Copy out lines with the word "React" from the material that follows.

━━ GIVEN INFORMATION

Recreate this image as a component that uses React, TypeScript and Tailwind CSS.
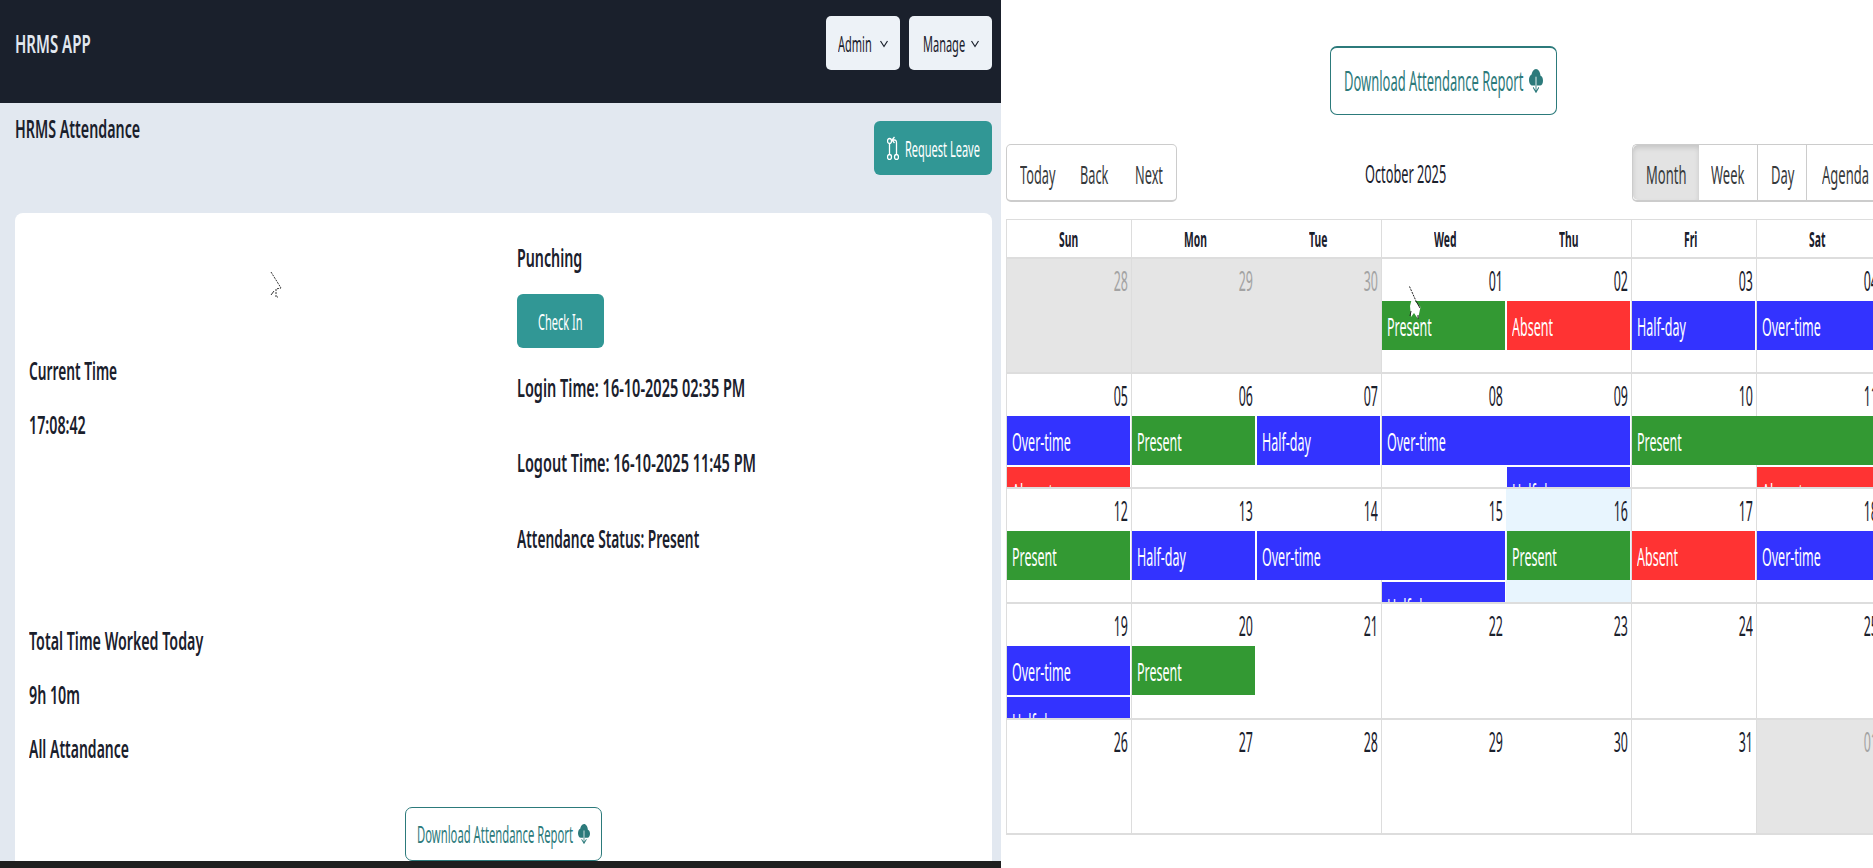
import React from "react";

const FONT = "font-['Noto_Sans',sans-serif]";

function L({ className = "", children }: { className?: string; children: React.ReactNode }) {
  return <span className={`inline-block origin-left whitespace-nowrap ${className}`}>{children}</span>;
}

function Box({ box, className = "", children }: { box: string; className?: string; children: React.ReactNode }) {
  return (
    <span className={`block shrink-0 ${box}`}>
      <L className={className}>{children}</L>
    </span>
  );
}

function Line({
  children,
  className = "h-[54px]",
  scale = "scale-x-[0.57]",
}: {
  children: React.ReactNode;
  className?: string;
  scale?: string;
}) {
  return (
    <div className={`flex items-center ${className}`}>
      <L className={`${scale} text-[25px] font-semibold text-[#1a202c]`}>{children}</L>
    </div>
  );
}

function CloudDown({ className }: { className: string }) {
  return (
    <svg className={className} viewBox="0 0 16 16" preserveAspectRatio="none" fill="currentColor">
      <path d="M8 0a5.53 5.53 0 0 0-3.594 1.342c-.766.66-1.321 1.52-1.464 2.383C1.266 4.095 0 5.555 0 7.318 0 9.366 1.708 11 3.781 11H7.5V5.5a.5.5 0 0 1 1 0V11h4.188C14.502 11 16 9.57 16 7.773c0-1.636-1.242-2.969-2.834-3.194C12.923 1.999 10.69 0 8 0m-.354 15.854a.5.5 0 0 0 .708 0l3-3a.5.5 0 0 0-.708-.708L8.5 14.293V11h-1v3.293l-2.146-2.147a.5.5 0 0 0-.708.708z" />
    </svg>
  );
}

function Chevron() {
  return (
    <svg className="h-[9px] w-[8px] shrink-0 text-[#1a202c]" viewBox="0 0 16 18" preserveAspectRatio="none" fill="none">
      <path d="M1 4 L8 15 L15 4" stroke="currentColor" strokeWidth="2.4" />
    </svg>
  );
}

function PullIcon() {
  return (
    <svg className="h-[24px] w-[12px] shrink-0 text-white" viewBox="0 0 24 24" preserveAspectRatio="none" fill="none">
      <g stroke="currentColor" strokeWidth="1.3">
        <ellipse cx="5" cy="5" rx="4" ry="2.5" vectorEffect="non-scaling-stroke" />
        <ellipse cx="5" cy="21" rx="4" ry="2.5" vectorEffect="non-scaling-stroke" />
        <ellipse cx="19" cy="21" rx="4" ry="2.5" vectorEffect="non-scaling-stroke" />
        <path d="M5 7.5 V18.5" vectorEffect="non-scaling-stroke" />
        <path d="M19 18.5 V7 Q19 4 15 4 H11 M15 1 L10 4 L15 7" vectorEffect="non-scaling-stroke" />
      </g>
    </svg>
  );
}

function DownloadButton({ big }: { big?: boolean }) {
  return (
    <button
      className={
        big
          ? "flex h-[69px] w-[227px] items-center justify-center gap-[5px] rounded-[7px] border border-t-2 border-[#2c7a7b] bg-white"
          : "flex h-[54px] w-[197px] items-center justify-center gap-[5px] rounded-[7px] border border-[#2c7a7b] bg-white"
      }
    >
      <Box
        box={big ? "w-[180px]" : "w-[156px]"}
        className={big ? "scale-x-[0.48] text-[27px] text-[#2c7a7b]" : "scale-x-[0.47] text-[24px] text-[#2c7a7b]"}
      >
        Download Attendance Report
      </Box>
      <CloudDown className={big ? "h-[24px] w-[14px] shrink-0 text-[#2c7a7b]" : "h-[20px] w-[12px] shrink-0 text-[#2c7a7b]"} />
    </button>
  );
}

function OutlineCursor({ className }: { className: string }) {
  return (
    <svg className={className} viewBox="0 0 13 27" fill="none">
      <path d="M1 1 L11 17 L6 18 L6 26 L8 26" stroke="#333" strokeWidth="1" strokeDasharray="2 1" />
      <path d="M1 24 L4 20" stroke="#333" strokeWidth="1" />
    </svg>
  );
}

function SolidCursor({ className }: { className: string }) {
  return (
    <svg className={className} viewBox="0 0 13 36" fill="none">
      <path d="M3 12 L11.5 21 L9 33 L5 27 L2 31 L1 20 Z" fill="#ffffff" />
      <path d="M0.5 0.5 L7 15" stroke="#222" strokeWidth="1" strokeDasharray="2 1" />
      <path d="M7 15 L11 22" stroke="#222" strokeWidth="1" />
      <path d="M1 30 L2 25 M9 33 L9 29" stroke="#222" strokeWidth="1" />
    </svg>
  );
}

type Ev = { label: string; color: string; col: number; span?: number; row: number };
const G = "bg-[#339933]";
const R = "bg-[#ff3333]";
const B = "bg-[#3333ff]";

const weeks: { days: string[]; off: number[]; today?: number; tall?: boolean; events: Ev[] }[] = [
  {
    days: ["28", "29", "30", "01", "02", "03", "04"],
    off: [0, 1, 2],
    events: [
      { label: "Present", color: G, col: 3, row: 2 },
      { label: "Absent", color: R, col: 4, row: 2 },
      { label: "Half-day", color: B, col: 5, row: 2 },
      { label: "Over-time", color: B, col: 6, row: 2 },
    ],
  },
  {
    days: ["05", "06", "07", "08", "09", "10", "11"],
    off: [],
    events: [
      { label: "Over-time", color: B, col: 0, row: 2 },
      { label: "Present", color: G, col: 1, row: 2 },
      { label: "Half-day", color: B, col: 2, row: 2 },
      { label: "Over-time", color: B, col: 3, span: 2, row: 2 },
      { label: "Present", color: G, col: 5, span: 2, row: 2 },
      { label: "Absent", color: R, col: 0, row: 3 },
      { label: "Half-day", color: B, col: 4, row: 3 },
      { label: "Absent", color: R, col: 6, row: 3 },
    ],
  },
  {
    days: ["12", "13", "14", "15", "16", "17", "18"],
    off: [],
    today: 4,
    events: [
      { label: "Present", color: G, col: 0, row: 2 },
      { label: "Half-day", color: B, col: 1, row: 2 },
      { label: "Over-time", color: B, col: 2, span: 2, row: 2 },
      { label: "Present", color: G, col: 4, row: 2 },
      { label: "Absent", color: R, col: 5, row: 2 },
      { label: "Over-time", color: B, col: 6, row: 2 },
      { label: "Half-day", color: B, col: 3, row: 3 },
    ],
  },
  {
    days: ["19", "20", "21", "22", "23", "24", "25"],
    off: [],
    tall: true,
    events: [
      { label: "Over-time", color: B, col: 0, row: 2 },
      { label: "Present", color: G, col: 1, row: 2 },
      { label: "Half-day", color: B, col: 0, row: 3 },
    ],
  },
  {
    days: ["26", "27", "28", "29", "30", "31", "01"],
    off: [6],
    events: [],
  },
];

const noLine = [2, 4];

function Week({ w }: { w: (typeof weeks)[number] }) {
  return (
    <div
      className={`grid grid-cols-[repeat(7,125px)] grid-rows-[42px_50px_1fr] overflow-hidden border-b-2 border-[#dddddd] ${w.tall ? "h-[116px]" : "h-[115px]"}`}
    >
      {w.days.map((d, i) => {
        const off = w.off.includes(i);
        const today = w.today === i;
        return (
          <React.Fragment key={i}>
            <div
              style={{ gridColumn: i + 1 }}
              className={`row-span-3 row-start-1 ${noLine.includes(i) ? "" : "border-l border-[#dddddd]"} ${off ? "bg-[#e5e5e5]" : today ? "bg-[#e8f5fe]" : ""}`}
            />
            <div style={{ gridColumn: i + 1 }} className="row-start-1 pr-[3px] pt-[5px] text-right leading-[34px]">
              <span className={`inline-block origin-right scale-x-[0.46] text-[27px] ${off ? "text-[#a3a3a3]" : "text-[#1a202c]"}`}>
                {d}
              </span>
            </div>
          </React.Fragment>
        );
      })}
      {w.events.map((e, i) => (
        <div
          key={i}
          style={{ gridColumn: `${e.col + 1} / span ${e.span ?? 1}`, gridRow: e.row }}
          className={`mx-px overflow-hidden pl-[5px] leading-[50px] ${e.color} ${e.row === 3 ? "mt-px" : "h-[49px]"}`}
        >
          <L className="scale-x-[0.5] text-[25px] text-white">{e.label}</L>
        </div>
      ))}
    </div>
  );
}

export default function App() {
  return (
    <div className={`flex h-[868px] w-[1873px] overflow-hidden bg-white ${FONT}`}>
      <div className="flex h-[868px] w-[1001px] shrink-0 flex-col bg-[#e2e8f0]">
        <header className="flex h-[103px] shrink-0 justify-between bg-[#1a202c] pl-[15px] pr-[9px] pt-4">
          <div className="flex h-[56px] items-center">
            <L className="scale-x-[0.6] text-[25px] font-semibold text-[#e2e8f0]">HRMS APP</L>
          </div>
          <div className="flex gap-[9px]">
            <button className="flex h-[54px] w-[74px] items-center justify-center gap-[7px] rounded-[5px] bg-[#edf2f7]">
              <Box box="w-[35px]" className="scale-x-[0.5] text-[22px] text-[#1a202c]">Admin</Box>
              <Chevron />
            </button>
            <button className="flex h-[54px] w-[83px] items-center justify-center gap-[6px] rounded-[5px] bg-[#edf2f7]">
              <Box box="w-[42px]" className="scale-x-[0.5] text-[22px] text-[#1a202c]">Manage</Box>
              <Chevron />
            </button>
          </div>
        </header>
        <div className="flex h-[110px] shrink-0 justify-between pl-[15px] pr-[9px] pt-[18px]">
          <div className="flex h-[16px] items-center">
            <L className="scale-x-[0.57] text-[25px] font-semibold text-[#1a202c]">HRMS Attendance</L>
          </div>
          <button className="flex h-[54px] w-[118px] items-center justify-center gap-[6px] rounded-[6px] bg-[#319795]">
            <PullIcon />
            <Box box="w-[75px]" className="scale-x-[0.5] text-[22px] text-white">Request Leave</Box>
          </button>
        </div>
        <main className="relative ml-[15px] mr-[9px] flex-1 rounded-t-lg bg-white">
          <div className="grid h-[594px] grid-cols-[488px_1fr] pl-[14px]">
            <div className="pt-[131px]">
              <Line scale="scale-x-[0.55]">Current Time</Line>
              <Line>17:08:42</Line>
              <div className="h-[162px]" />
              <Line>Total Time Worked Today</Line>
              <Line>9h 10m</Line>
              <Line scale="scale-x-[0.56]">All Attandance</Line>
            </div>
            <div className="pt-[18px]">
              <Line>Punching</Line>
              <button className="mt-[9px] flex h-[54px] w-[87px] items-center justify-center rounded-[6px] bg-[#319795]">
                <Box box="w-[45px]" className="scale-x-[0.5] text-[22px] text-white">Check In</Box>
              </button>
              <Line className="mt-[13px] h-[54px]" scale="scale-x-[0.58]">Login Time: 16-10-2025 02:35 PM</Line>
              <Line className="mt-[21px] h-[54px]" scale="scale-x-[0.58]">Logout Time: 16-10-2025 11:45 PM</Line>
              <Line className="mt-[22px] h-[54px]" scale="scale-x-[0.55]">Attendance Status: Present</Line>
            </div>
          </div>
          <div className="flex justify-center pr-[1px]">
            <DownloadButton />
          </div>
          <OutlineCursor className="absolute left-[255px] top-[58px] h-[27px] w-[13px]" />
        </main>
        <div className="h-[7px] shrink-0 bg-[#1f1f1f]" />
      </div>

      <div className="relative h-[868px] flex-1 overflow-hidden bg-white pl-[5px]">
        <div className="w-[880px]">
          <div className="flex h-[144px] justify-center pr-[6px] pt-[46px]">
            <DownloadButton big />
          </div>
          <div className="flex h-[75px] items-start">
            <div className="flex h-[58px] w-[171px] shrink-0 items-center rounded-[5px] border border-b-2 border-[#cccccc] pl-[13px] pt-[4px]">
              <Box box="w-[60px]" className="scale-x-[0.51] text-[25px] text-[#373a3c]">Today</Box>
              <Box box="w-[55px]" className="scale-x-[0.51] text-[25px] text-[#373a3c]">Back</Box>
              <Box box="w-[30px]" className="scale-x-[0.51] text-[25px] text-[#373a3c]">Next</Box>
            </div>
            <div className="flex h-[58px] w-[455px] shrink-0 items-center justify-center pt-[2px]">
              <Box box="w-[80px]" className="scale-x-[0.51] text-[25px] text-[#1a202c]">October 2025</Box>
            </div>
            <div className="flex h-[58px] shrink-0 rounded-l-[5px] border border-b-2 border-r-0 border-[#cccccc]">
              <div className="flex w-[66px] items-center justify-center rounded-l-[5px] bg-[#e3e3e3] pt-[4px] shadow-[inset_0_3px_5px_rgba(0,0,0,0.125)]">
                <Box box="w-[40px]" className="scale-x-[0.52] text-[25px] text-[#373a3c]">Month</Box>
              </div>
              <div className="flex w-[59px] items-center justify-center border-r border-[#cccccc] pt-[4px]">
                <Box box="w-[34px]" className="scale-x-[0.52] text-[25px] text-[#373a3c]">Week</Box>
              </div>
              <div className="flex w-[49px] items-center justify-center border-r border-[#cccccc] pt-[4px]">
                <Box box="w-[23px]" className="scale-x-[0.52] text-[25px] text-[#373a3c]">Day</Box>
              </div>
              <div className="flex w-[76px] items-center justify-center pt-[4px]">
                <Box box="w-[46px]" className="scale-x-[0.52] text-[25px] text-[#373a3c]">Agenda</Box>
              </div>
            </div>
          </div>
          <div>
            <div className="grid h-[40px] grid-cols-[repeat(7,125px)] border-y border-b-2 border-[#dddddd]">
              {["Sun", "Mon", "Tue", "Wed", "Thu", "Fri", "Sat"].map((d, i) => (
                <div
                  key={d}
                  className={`flex items-center justify-center ${noLine.includes(i) ? "" : "border-l border-[#dddddd]"}`}
                >
                  <Box box="w-[20px]" className="scale-x-[0.47] text-[22px] font-bold text-[#1a202c]">{d}</Box>
                </div>
              ))}
            </div>
            {weeks.map((w, i) => (
              <Week key={i} w={w} />
            ))}
          </div>
        </div>
        <SolidCursor className="absolute left-[408px] top-[286px] h-[36px] w-[13px]" />
      </div>
    </div>
  );
}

━━━━

[ANSWER]:
Recreate this image as a component that uses React, TypeScript and Tailwind CSS.
import React from "react";
function L({ className = "", children }: { className?: string; children: React.ReactNode }) {
function Box({ box, className = "", children }: { box: string; className?: string; children: React.ReactNode }) {
  children: React.ReactNode;
          <React.Fragment key={i}>
          </React.Fragment>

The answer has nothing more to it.